If I had time, I'd go into the double standard here as well, and propose that people with an opposite-sexer crush on same-sexers should be mindful of how the numbers game has been used to oppress same-sexers, which, fairly or otherwise, is not a factor for those expressing a same-sex crush on an out heterosexual.

There is wiggle room, I'll grant, in that "falling in love" was part of a thematic quotation. It's possible that the LW got tangled up and couldn't find a more respectful expression.
Posted by vennominon on November 5, 2012 at 6:37 AM
25
I will point out that Dan Savage chose to post this, and it's probably not imposing on his marriage. And YT is obviously referencing a recent discussion about whether bi-sexual people are "more enlightened" because they "fall in love with people not sex organs."
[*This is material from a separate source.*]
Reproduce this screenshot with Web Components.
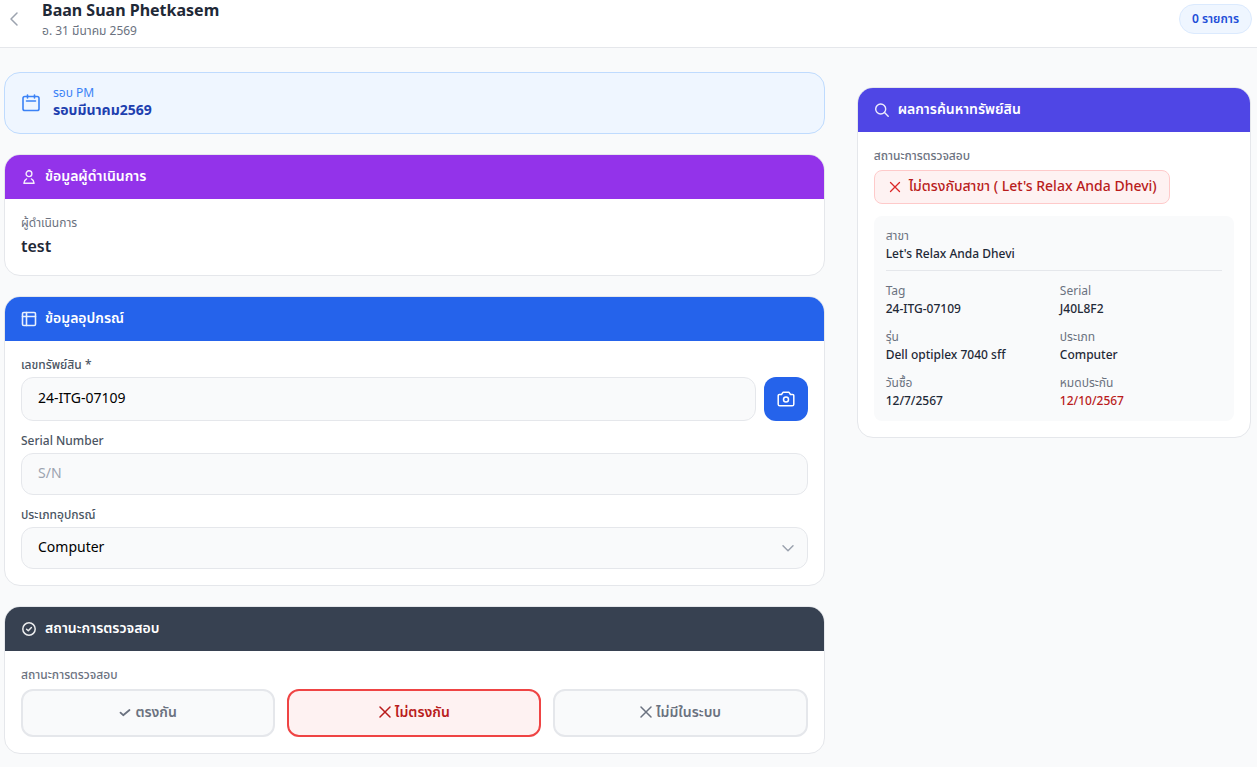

I think ya'll are just mad that YT managed to flirt with Dan more effectively than any of us.
Posted by weatherbygeorge on November 6, 2012 at 10:44 AM
26
Mr(?) Weather - Not here; he's not my type.

It's very convenient to be able to play the shell game as to which of several things one says really carries a kernel of genuine meaning. As far as its being posted goes, appropriateness is not judged solely by effectiveness.

And it's not the sort of thing that ever bothered me personally, as I faced overt attempts by outsiders to sabotage a relationship of mine. It's mainly a Team Homo thing. Recall Sir John Middleton, for whom the increase by two to the number of inhabitants of London was something. Given how the numbers game has been used to oppress me, I take offence when anyone makes a careless or clumsy joke about something which would effectively reduce the membership of Team Homo by one. That is opposite-sexer (I am determined not to erase those of the bisexual persuasion) privilege not just in spades but in full-on no-trumps. And it ought to be a 101 equation that Inappropriate + Privileged = Offensive.

(I shall spare the assembled company a parallel example of how I might costume myself as Swiss chocolate.)